The Afghan National Security Forces (ANSF) have successfully repelled the Taliban’s assault on Kunduz, Afghanistan’s second largest city. The Afghan government announced that the ANSF have killed at least 36 Taliban fighters and cleared the city from any residual enemy presence. The recent assault was the third Taliban attack on Kunduz in the last four years. The militants briefly captured the city for two weeks in 2015 and 2016 respectively. 

What happened?

The Taliban offensive commenced on Saturday, August 30, at 2 am local time, when more than 50 militants attacked Kunduz from three different directions. The deadly night raid, in which the Taliban seized several governmental buildings, took local authorities by surprise. The hardline Islamists claim that they have killed more than 40 Afghan forces, seized 11 vehicles, and captured a number of weapons. Afghan commandos, backed by their debuting air force, averted the Taliban’s advance towards the city center. 

On Saturday evening, a suicide bomber struck a press confernece of the Afghan police at a busy roundabout. The public address was meant to debunk claims that the Islamists had taken the city center. The suicide attack killed the police spokesman and ten Afghan soldiers, including a senior colonel. Top US commander General Austin Miller as well as the Afghan ministers of interior and defense landed in Kunduz shortly before the suicide attack, in an effort to boost morale. 

While the offensive was repelled, Afghan authorities have stated that clearance operations are still underway. Many Taliban fighters have holed up in civilian houses and continue to present an immediate threat. 

Why now? 

Attacks like the Kunduz offensive strengthen the Taliban’s position in the ongoing peace negotiations with the US in Doha (Qatar). The Taliban are presently at their strongest since 2001. The Islamists control nearly half of the Afghan territory and contest a large number of districts.  

Profiting from the poor state of the ANSF and Afghan National Army, the Taliban have intensified attacks on urban centers in the past two years. With each successful attack, the Islamists gain confidence to expand their operations from remote mountain areas to densely populated areas.
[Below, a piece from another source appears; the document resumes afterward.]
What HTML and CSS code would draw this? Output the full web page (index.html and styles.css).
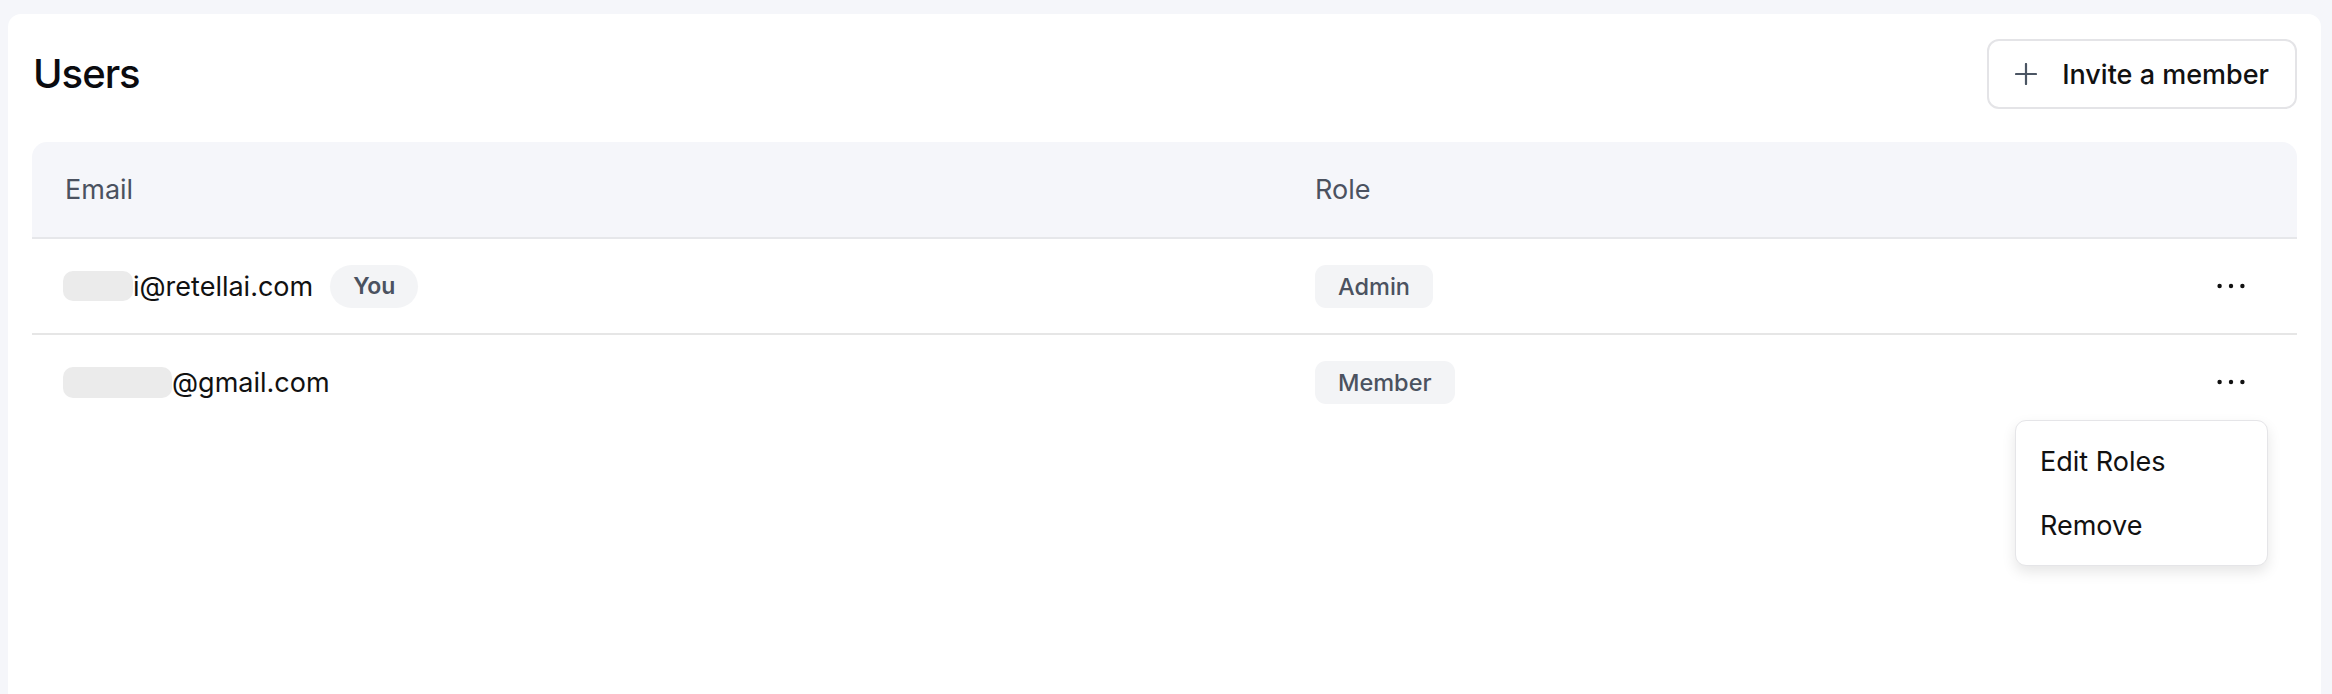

Many Taliban factions are still convinced that they can win the war by military means and do not need political talks with the US. 

Despite the ongoing wave of violence, the US Special Presidential Envoy for Afghanistan recently stated that a peace agreement with the Taliban is imminent. As the Taliban’s primary condition for negotiations is the withdrawal of all foreign forces from Afghanistan, it is virtually certain that the nearly 20,000 US and NATO troops are preparing to leave the country. Washington hopes that appeasing the Islamist group will pave the way for direct negotiations between Kabul and the Taliban. However, the withdrawal of US forces from Afghanistan will likely leave the fragile ANSF and ANA at the Taliban’s mercy.